40代と言えば、ミドルエイジ・クライシス、いわゆる中年期の危機が訪れるタイミングです。
それまで、カウンセリングとは無縁の人生を送ってこられた方でも、夫婦関係の悩みや子どもとの関係、職場の人間関係(中間管理職としてのストレスなど)での悩みを抱えて、カウンセリングの門を叩きます。
そのような方々のお話を聴いていると、パートナーや子ども、会社での立場が突きつけてくる“変化の要請”は、容赦のないものだなと感じます。
しかし、“変化することそのもの”は、カウンセラーの眼から見ても、大いに頷けるものであったりもします。クライエントさんが積み残してきた人生の課題を、パートナーやお子さん、職場での立場が、ぐっと突きつけてくるのです。
先ほどは、容赦のないものと書きましたが、これを乗り越えると、確かにこれからの人生がすぅっと楽になるものなのだろうなと感じます。
「本質を突くものだからこそ、痛い」のです。
しかし、人生の半分を共にしてきた自己の部分やパターンは、なかなか手放せるものではありません。
“変わってほしいという要請”が突きつけられる自己の部分は、パートナーよりも、子どもよりも、人生の長い時間を共にしてきた相棒でもあるからです。

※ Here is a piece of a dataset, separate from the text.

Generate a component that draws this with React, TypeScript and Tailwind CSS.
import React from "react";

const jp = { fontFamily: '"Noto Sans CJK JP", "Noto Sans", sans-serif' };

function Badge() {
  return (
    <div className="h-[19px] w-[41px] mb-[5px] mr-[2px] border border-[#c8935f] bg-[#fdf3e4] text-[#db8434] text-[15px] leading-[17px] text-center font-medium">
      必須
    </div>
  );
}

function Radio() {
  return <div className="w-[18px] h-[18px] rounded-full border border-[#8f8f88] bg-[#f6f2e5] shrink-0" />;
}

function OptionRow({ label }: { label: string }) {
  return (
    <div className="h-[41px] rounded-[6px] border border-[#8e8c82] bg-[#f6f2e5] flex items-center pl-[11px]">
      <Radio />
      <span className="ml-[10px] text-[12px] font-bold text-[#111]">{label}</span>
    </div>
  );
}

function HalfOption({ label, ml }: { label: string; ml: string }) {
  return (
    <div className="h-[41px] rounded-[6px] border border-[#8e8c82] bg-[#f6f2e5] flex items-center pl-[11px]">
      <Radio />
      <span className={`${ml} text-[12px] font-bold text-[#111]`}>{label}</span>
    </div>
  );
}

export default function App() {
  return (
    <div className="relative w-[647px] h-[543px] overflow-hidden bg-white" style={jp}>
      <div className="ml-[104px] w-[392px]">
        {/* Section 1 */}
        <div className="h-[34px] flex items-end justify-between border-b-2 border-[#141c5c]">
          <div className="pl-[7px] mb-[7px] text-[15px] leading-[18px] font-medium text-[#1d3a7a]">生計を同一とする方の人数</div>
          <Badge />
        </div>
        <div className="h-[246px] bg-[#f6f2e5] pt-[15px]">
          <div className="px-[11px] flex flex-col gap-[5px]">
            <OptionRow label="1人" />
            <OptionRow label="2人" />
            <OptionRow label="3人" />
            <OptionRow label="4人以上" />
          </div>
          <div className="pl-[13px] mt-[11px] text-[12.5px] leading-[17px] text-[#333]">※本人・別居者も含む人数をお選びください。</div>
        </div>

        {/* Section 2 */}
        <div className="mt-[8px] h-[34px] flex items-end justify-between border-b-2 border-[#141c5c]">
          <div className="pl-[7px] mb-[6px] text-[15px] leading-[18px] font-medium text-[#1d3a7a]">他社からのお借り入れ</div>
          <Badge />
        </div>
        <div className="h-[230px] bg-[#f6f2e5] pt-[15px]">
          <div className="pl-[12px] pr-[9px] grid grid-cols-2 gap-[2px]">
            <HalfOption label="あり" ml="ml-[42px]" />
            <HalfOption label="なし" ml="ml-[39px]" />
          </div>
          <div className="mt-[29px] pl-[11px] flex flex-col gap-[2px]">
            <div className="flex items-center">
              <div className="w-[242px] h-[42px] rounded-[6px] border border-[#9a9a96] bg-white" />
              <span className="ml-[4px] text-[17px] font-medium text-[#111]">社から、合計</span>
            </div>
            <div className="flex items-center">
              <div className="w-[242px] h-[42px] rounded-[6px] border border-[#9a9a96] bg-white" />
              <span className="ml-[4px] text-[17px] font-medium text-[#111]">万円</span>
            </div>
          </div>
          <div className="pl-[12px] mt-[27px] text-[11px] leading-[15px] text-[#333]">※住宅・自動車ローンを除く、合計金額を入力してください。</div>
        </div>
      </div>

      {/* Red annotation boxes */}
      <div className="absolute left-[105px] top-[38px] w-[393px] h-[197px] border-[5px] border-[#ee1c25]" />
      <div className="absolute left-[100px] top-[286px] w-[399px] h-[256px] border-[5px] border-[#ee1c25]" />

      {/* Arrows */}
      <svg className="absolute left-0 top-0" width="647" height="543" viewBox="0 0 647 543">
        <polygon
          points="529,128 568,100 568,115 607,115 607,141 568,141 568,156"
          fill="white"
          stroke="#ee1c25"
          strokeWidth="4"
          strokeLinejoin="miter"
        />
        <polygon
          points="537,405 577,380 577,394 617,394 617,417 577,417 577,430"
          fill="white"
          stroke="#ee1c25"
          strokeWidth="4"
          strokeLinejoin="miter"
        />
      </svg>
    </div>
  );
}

カウンセラーとしては、焦ってはいけないなと感じます。
その人のこれまでのパターンも尊重しつつ、そのパターンが生まれてきた背景や理由もしっかり共有したいです。どんなパターンにも、生まれてきた理由があり、その人を守ってきたり、その人の役に立ってきたものだからです。
そして同時に、パートナーや子どもから突きつけられている変化にも開かれていくよう、そっとクライエントさんの背中を押したいと思います。
「パートナーや子どもは、自分に愛情がないのだろう。だから、自分を否定するんだ」
そんなふうには思わないでいただきたいのです。
例え、離婚という結末が見えていても、そこまでのエネルギーを持ってして、お互いの“変化への端緒”を開こうとしているのだと思います。
一旦、人生を共にすると決めたふたりの結びつきというのは、すごいものです。
痛くても、憎たらしくても、すべては愛からスタートしている。
ただし、その愛はときに鋭く、容赦なく、本質だけを突いてくる。
だから、ただただ痛いし、嫌われているとしか思えないのだろう。
第三者から見ると、そんなふうに感じられることが多いです。
少し抽象的な話になってしまいました。
この辺り、私ももう少し、言葉にしていかなくてはいけないなと思っています。